Meu avô,
Obrigada por tanto. O senhor partiu num dia de sol quente, sem nuvens. Quente, forte, intenso, como o seu amor por Deus e pela sua família. Não poderia ser diferente. Queria conseguir escrever o céu de domingo com as palavras, trazê-lo para o texto para fazer dele um instrumento capaz de despertar o amor íntegro, sincero e digno como era o que você sentia por nós.
Você era reto, vô. Reto nas palavras, nos seus objetivos, no que você pregava e acreditava. Não tinha meias palavras, não tinha dúvida, não tinha contorno. Você ia me buscar na escola para ir pra sua casa nos finais de semana, nós íamos conversando pelo caminho, eu já não me lembro mais sobre o que, mas o senhor falava pra dedéu. Sempre parávamos num sacolão pra comprar uma imensa variedade de frutas pra levar pra vovó, mesmo que pra você só importasse mesmo a banana e o caqui (quando era época).
Você me levou pro hospital quando achavam que eu tinha hanseníase. E ficou lá comigo indo por dias e dias, até que descobriram que era só uma espécie de "pano" na minha pele. Eu lembro quando você ganhou um celular, aprendeu a usar e avisou pra minha avó que estava na frente da "casa de baal" comigo, mas que eu não tinha nada.

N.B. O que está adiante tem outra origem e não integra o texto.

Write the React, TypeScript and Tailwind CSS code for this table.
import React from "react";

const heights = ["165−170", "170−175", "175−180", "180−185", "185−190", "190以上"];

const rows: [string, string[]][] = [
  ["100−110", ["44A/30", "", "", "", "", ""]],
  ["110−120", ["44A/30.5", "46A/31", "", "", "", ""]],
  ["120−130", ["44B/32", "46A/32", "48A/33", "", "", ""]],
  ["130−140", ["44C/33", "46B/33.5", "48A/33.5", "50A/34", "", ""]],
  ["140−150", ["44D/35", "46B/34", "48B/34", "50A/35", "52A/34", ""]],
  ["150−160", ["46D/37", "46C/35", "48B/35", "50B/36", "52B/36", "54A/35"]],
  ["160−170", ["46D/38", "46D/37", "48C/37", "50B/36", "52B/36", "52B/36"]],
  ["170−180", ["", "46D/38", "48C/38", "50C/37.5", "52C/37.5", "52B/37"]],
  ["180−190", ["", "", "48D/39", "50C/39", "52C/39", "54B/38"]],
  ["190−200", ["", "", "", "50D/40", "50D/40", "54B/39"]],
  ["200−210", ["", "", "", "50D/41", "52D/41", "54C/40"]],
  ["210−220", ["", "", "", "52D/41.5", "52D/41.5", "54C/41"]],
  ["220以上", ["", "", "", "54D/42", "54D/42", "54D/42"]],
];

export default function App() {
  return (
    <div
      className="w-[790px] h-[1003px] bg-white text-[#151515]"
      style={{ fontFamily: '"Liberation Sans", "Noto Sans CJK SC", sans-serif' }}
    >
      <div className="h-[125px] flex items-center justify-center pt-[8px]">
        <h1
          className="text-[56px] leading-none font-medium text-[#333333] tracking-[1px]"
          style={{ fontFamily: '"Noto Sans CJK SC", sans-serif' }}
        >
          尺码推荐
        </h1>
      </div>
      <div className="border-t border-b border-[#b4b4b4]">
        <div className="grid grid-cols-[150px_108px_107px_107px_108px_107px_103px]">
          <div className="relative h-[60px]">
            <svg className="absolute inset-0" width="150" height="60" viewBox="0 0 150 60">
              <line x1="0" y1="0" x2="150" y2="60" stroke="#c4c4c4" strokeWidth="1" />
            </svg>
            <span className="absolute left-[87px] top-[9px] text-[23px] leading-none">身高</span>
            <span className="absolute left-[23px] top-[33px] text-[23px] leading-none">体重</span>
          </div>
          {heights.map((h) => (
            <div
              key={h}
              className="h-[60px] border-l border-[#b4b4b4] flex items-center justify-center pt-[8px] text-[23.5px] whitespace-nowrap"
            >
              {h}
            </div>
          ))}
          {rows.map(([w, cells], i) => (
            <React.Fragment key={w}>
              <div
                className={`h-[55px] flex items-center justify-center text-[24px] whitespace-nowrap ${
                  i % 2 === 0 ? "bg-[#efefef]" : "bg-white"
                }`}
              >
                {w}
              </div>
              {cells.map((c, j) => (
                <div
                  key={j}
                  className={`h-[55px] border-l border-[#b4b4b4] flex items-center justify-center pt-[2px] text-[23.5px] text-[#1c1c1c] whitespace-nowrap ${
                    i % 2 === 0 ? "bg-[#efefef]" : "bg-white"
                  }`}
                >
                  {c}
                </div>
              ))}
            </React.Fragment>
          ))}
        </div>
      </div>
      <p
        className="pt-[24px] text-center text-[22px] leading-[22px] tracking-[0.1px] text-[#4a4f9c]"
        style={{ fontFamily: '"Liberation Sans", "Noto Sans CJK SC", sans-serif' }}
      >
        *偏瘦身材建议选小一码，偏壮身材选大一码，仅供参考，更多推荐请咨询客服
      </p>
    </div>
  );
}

Eu também me lembro que você acordava muito cedo, saía pra trabalhar e voltava pra almoçar em casa, dormir um pouquinho depois do almoço. Meu primo e eu tínhamos que fazer completo silêncio e brincar quietinhos pra você poder descansar. E nós entendíamos isso, mesmo sendo apenas duas crianças. Sabíamos que tínhamos que respeitar o sono do vovô e que vovó prepararia aletria ou mingau pra você comer no lanche da tarde.

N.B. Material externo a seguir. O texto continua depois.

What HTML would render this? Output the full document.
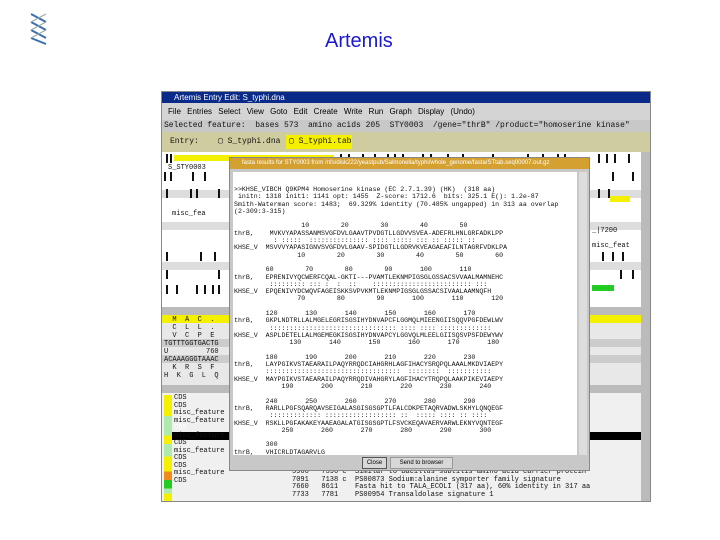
<!DOCTYPE html>
<html><head><meta charset="utf-8"><style>
*{box-sizing:border-box}
body{margin:0;width:720px;height:540px;background:#fff;position:relative;overflow:hidden;font-family:"Liberation Sans",sans-serif}
.a{position:absolute}
.t{position:absolute;font-family:"Liberation Mono",monospace;font-size:7px;line-height:8px;white-space:pre;color:#111}
.bar{position:absolute;background:#111;width:2px;height:9px}
</style></head><body>
<svg class="a" style="left:28px;top:12px" width="22" height="34" viewBox="0 0 22 34">
<path d="M3 2 L18 10 M3 10 L18 18 M3 18 L18 26 M3 26 L18 32" stroke="#3a6fb0" stroke-width="2" fill="none"/>
<path d="M18 2 L3 10 M18 10 L3 18 M18 18 L3 26" stroke="#9aa" stroke-width="1.2" fill="none"/>
</svg>
<div class="a" style="left:325px;top:30px;font-size:20px;color:#1a1acc">Artemis</div>

<div class="a" style="left:161px;top:91px;width:490px;height:411px;background:#c8c8c8;border:1px solid #888;overflow:hidden">
 <div class="a" style="left:0;top:0;width:490px;height:11px;background:#0a2a8a;color:#fff;font-size:8px;line-height:11px;padding-left:12px">Artemis Entry Edit: S_typhi.dna</div>
 <div class="a" style="left:0;top:11px;width:490px;height:17px;background:#d4d4d4;font-size:8px;line-height:17px;word-spacing:4px;padding-left:6px">File Entries Select View Goto Edit Create Write Run Graph Display (Undo)</div>
 <div class="t" style="left:2px;top:30px;font-size:8px">Selected feature:  bases 573  amino acids 205  STY0003  /gene="thrB" /product="homoserine kinase"</div>
 <div class="a" style="left:0;top:40px;width:490px;height:20px;background:#cfcca0"></div>
 <div class="t" style="left:8px;top:46px;font-size:8px">Entry:    ▢ S_typhi.dna</div>
 <div class="a" style="left:124px;top:43px;width:66px;height:14px;background:#f4f000"></div>
 <div class="t" style="left:127px;top:46px;font-size:8px">▢ S_typhi.tab</div>
 <div class="a" style="left:0;top:60px;width:479px;height:155px;background:#fff"></div>
 <div class="a" style="left:0;top:98px;width:479px;height:8px;background:#ddd"></div>
 <div class="a" style="left:0;top:130px;width:479px;height:8px;background:#ddd"></div>
 <div class="a" style="left:0;top:170px;width:479px;height:8px;background:#ddd"></div>
 <div class="a" style="left:12px;top:63px;width:160px;height:6px;background:#f4f000"></div>
 <div class="a" style="left:448px;top:104px;width:20px;height:6px;background:#f4f000"></div>
 <div class="a" style="left:430px;top:193px;width:22px;height:6px;background:#22cc22"></div>
 <div class="t" style="left:6px;top:72px">S_STY0003</div>
 <div class="t" style="left:10px;top:118px">misc_fea</div>
 <div class="t" style="left:430px;top:135px">_|7200</div>
 <div class="t" style="left:430px;top:150px">misc_feat</div>
 <div class="bar" style="left:4px;top:62px"></div><div class="bar" style="left:8px;top:62px"></div>
 <div class="bar" style="left:178px;top:62px"></div><div class="bar" style="left:186px;top:62px"></div>
 <div class="bar" style="left:200px;top:62px"></div><div class="bar" style="left:212px;top:62px"></div>
 <div class="bar" style="left:225px;top:62px"></div><div class="bar" style="left:232px;top:62px"></div>
 <div class="bar" style="left:240px;top:62px"></div><div class="bar" style="left:260px;top:62px"></div>
 <div class="bar" style="left:268px;top:62px"></div><div class="bar" style="left:285px;top:62px"></div>
 <div class="bar" style="left:300px;top:62px"></div><div class="bar" style="left:330px;top:62px"></div>
 <div class="bar" style="left:365px;top:62px"></div><div class="bar" style="left:380px;top:62px"></div>
 <div class="bar" style="left:395px;top:62px"></div><div class="bar" style="left:402px;top:62px"></div>
 <div class="bar" style="left:436px;top:62px"></div><div class="bar" style="left:444px;top:62px"></div>
 <div class="bar" style="left:452px;top:62px"></div><div class="bar" style="left:466px;top:62px"></div>
 <div class="bar" style="left:2px;top:80px"></div><div class="bar" style="left:8px;top:80px"></div>
 <div class="bar" style="left:30px;top:80px"></div><div class="bar" style="left:42px;top:80px"></div>
 <div class="bar" style="left:450px;top:80px"></div><div class="bar" style="left:470px;top:80px"></div>
 <div class="bar" style="left:4px;top:97px"></div><div class="bar" style="left:28px;top:97px"></div>
 <div class="bar" style="left:34px;top:97px"></div><div class="bar" style="left:56px;top:97px"></div>
 <div class="bar" style="left:436px;top:97px"></div><div class="bar" style="left:446px;top:97px"></div>
 <div class="bar" style="left:4px;top:160px"></div><div class="bar" style="left:38px;top:160px"></div>
 <div class="bar" style="left:52px;top:160px"></div><div class="bar" style="left:440px;top:160px"></div>
 <div class="bar" style="left:450px;top:160px"></div><div class="bar" style="left:460px;top:160px"></div>
 <div class="bar" style="left:4px;top:178px"></div><div class="bar" style="left:56px;top:178px"></div>
 <div class="bar" style="left:458px;top:178px"></div><div class="bar" style="left:470px;top:178px"></div>
 <div class="bar" style="left:4px;top:193px"></div><div class="bar" style="left:14px;top:193px"></div>
 <div class="bar" style="left:34px;top:193px"></div><div class="bar" style="left:42px;top:193px"></div>
 <div class="bar" style="left:50px;top:193px"></div><div class="bar" style="left:56px;top:193px"></div>
 <div class="a" style="left:479px;top:60px;width:11px;height:351px;background:#bbb"></div>
 <div class="a" style="left:0;top:215px;width:479px;height:8px;background:#bbb"></div>
 <div class="a" style="left:0;top:223px;width:479px;height:8px;background:#f4f000"></div>
 <div class="a" style="left:0;top:231px;width:479px;height:62px;background:#e8e8e8"></div>
 <div class="a" style="left:0;top:247px;width:479px;height:8px;background:#ccc"></div>
 <div class="a" style="left:0;top:263px;width:479px;height:8px;background:#ccc"></div>
 <div class="t" style="left:2px;top:224px">  M  A  C  .</div>
 <div class="t" style="left:2px;top:232px">  C  L  L  .</div>
 <div class="t" style="left:2px;top:240px">  V  C  P  E</div>
 <div class="t" style="left:2px;top:248px">TGTTTGGTGACTG</div>
 <div class="t" style="left:2px;top:256px">U         760</div>
 <div class="t" style="left:2px;top:264px">ACAAAGGGTAAAC</div>
 <div class="t" style="left:2px;top:272px">  K  R  S  F</div>
 <div class="t" style="left:2px;top:280px">H  K  G  L  Q</div>
 <div class="a" style="left:0;top:293px;width:479px;height:8px;background:#bbb"></div>
 <div class="a" style="left:0;top:301px;width:479px;height:110px;background:#f0f0f0"></div>
 <div class="a" style="left:2px;top:303px;width:8px;height:106px;background:linear-gradient(#f4f000 0 20%,#aeeaae 20% 38%,#f4f000 38% 46%,#aeeaae 46% 58%,#f4f000 58% 72%,#f08c1c 72% 80%,#22cc22 80% 88%,#aeeaae 88% 93%,#f4f000 93%)"></div>
 <div class="a" style="left:10px;top:340px;width:469px;height:8px;background:#000"></div>
 <div class="t" style="left:12px;top:303px;line-height:7.5px">CDS
CDS
misc_feature
misc_feature
<span style="color:#fff">CDS</span>
misc_feature
CDS
misc_feature
CDS
CDS
misc_feature
CDS</div>
 <div class="t" style="left:130px;top:377px;line-height:7.5px">5966   7396 c  Similar to Bacillus subtilis amino acid carrier protein
7091   7138 c  PS00873 Sodium:alanine symporter family signature
7660   8611    Fasta hit to TALA_ECOLI (317 aa), 60% identity in 317 aa
7733   7781    PS00954 Transaldolase signature 1</div>
</div>

<div class="a" style="left:229px;top:157px;width:361px;height:314px;background:#c8c8c8;border:1px solid #888">
 <div class="a" style="left:0;top:0;width:359px;height:11px;background:#d4a030;color:#fff;font-size:6px;line-height:11px;padding-left:12px;white-space:nowrap;overflow:hidden">fasta results for STY0003 from /nfs/disk222/yeastpub/Salmonella/typhi/whole_genome/fasta/STtab.seq00007.out.gz</div>
 <div class="a" style="left:3px;top:14px;width:344px;height:283px;background:#fff"></div>
 <div class="a" style="left:349px;top:14px;width:8px;height:283px;background:#ddd"></div>
 <div class="t" style="left:4px;top:28px;font-size:6.6px;line-height:7.3px">&gt;&gt;KHSE_VIBCH Q9KPM4 Homoserine kinase (EC 2.7.1.39) (HK)  (318 aa)
 initn: 1318 init1: 1141 opt: 1455  Z-score: 1712.6  bits: 325.1 E(): 1.2e-87
Smith-Waterman score: 1483;  69.329% identity (70.485% ungapped) in 313 aa overlap
(2-309:3-315)

                 10        20        30        40        50
thrB,    MVKVYAPASSANMSVGFDVLGAAVTPVDGTLLGDVVSVEA-ADEFRLHNLGRFADKLPP
          : :::::  ::::::::::::::: :::: ::::: ::: :: ::::: ::
KHSE_V  MSVVVYAPASIGNVSVGFDVLGAAV-SPIDGTLLGDRVKVEAGAEAFILNTAGRFVDKLPA
                10        20        30        40        50        60

        60        70        80        90       100       110
thrB,   EPRENIVYQCWERFCQAL-GKTI---PVAMTLEKNMPIGSGLGSSACSVVAALMAMNEHC
         ::::::::: ::: :  :  ::    ::::::::::::::::::::::::: :::
KHSE_V  EPQENIVYDCWQVFAGEISKKSVPVKMTLEKNMPIGSGLGSSACSIVAALAAMNQFH
                70        80        90       100       110       120

        120       130       140       150       160       170
thrB,   GKPLNDTRLLALMGELEGRISGSIHYDNVAPCFLGGMQLMIEENGIISQQVPGFDEWLWV
         :::::::::::::::::::::::::::::::: :::: :::: :::::::::::::
KHSE_V  ASPLDETELLALMGEMEGKISGSIHYDNVAPCYLGGVQLMLEELGIISQSVPSFDEWYWV
              130       140       150       160       170       180

        180       190       200       210       220       230
thrB,   LAYPGIKVSTAEARAILPAQYRRQDCIAHGRHLAGFIHACYSRQPQLAAALMKDVIAEPY
        ::::::::::::::::::::::::::::::::::  ::::::::  :::::::::::
KHSE_V  MAYPGIKVSTAEARAILPAQYRRQDIVAHGRYLAGFIHACYTRQPQLAAKPIKEVIAEPY
            190       200       210       220       230       240

        240       250       260       270       280       290
thrB,   RARLLPGFSQARQAVSEIGALASGISGSGPTLFALCDKPETAQRVADWLSKHYLQNQEGF
         ::::::::::::: :::::::::::::::::: ::  ::::: :::: :: ::::
KHSE_V  RSKLLPGFAKAKEYAAEAGALATGISGSGPTLFSVCKEQAVAERVARWLEKNYVQNTEGF
            250       260       270       280       290       300

        300
thrB,   VHICRLDTAGARVLG</div>
 <div class="a" style="left:132px;top:299px;width:25px;height:12px;border:1px solid #555;font-size:6px;line-height:10px;text-align:center;background:#d8d8d8">Close</div>
 <div class="a" style="left:160px;top:299px;width:63px;height:12px;border:1px solid #999;font-size:6px;line-height:10px;text-align:center;background:#d8d8d8">Send to browser</div>
</div>
</body></html>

Você tinha uma coleção inteira de doces em cima do armário, lá em cima. Eu tenho uma coleção inteira de lembranças que não cabem, graças a Deus, só nesse texto. O senhor foi enterrado ontem e entre domingo e hoje, terça-feira, eu já revivi uma vida inteira e envelheci anos com essa experiência. Seu enterro foi muito bonito, se é que isso pode ser dito de um enterro. Quem falou para e sobre você o conhecia e foi isso que mais me impactou, sabe? Falaram sobre sua postura no trabalho, na vida e a Viviane, sua cuidadora, falou sobre você já durante o período do Alzheimer, quando você já falava pouco, mas mesmo assim, chamou pelo meu tio Lúcio. Isso me comoveu muito. Você sabia quem ele era? Teve um momentinho de lucidez e quis chamar pelo seu filho?
Ah, vô. Que bom que você não sente mais a dor da carne, que bom que você não está mais sendo revirado e invadido. Descanse com os anjos e abrace o meu pai assim que puder aí no céu.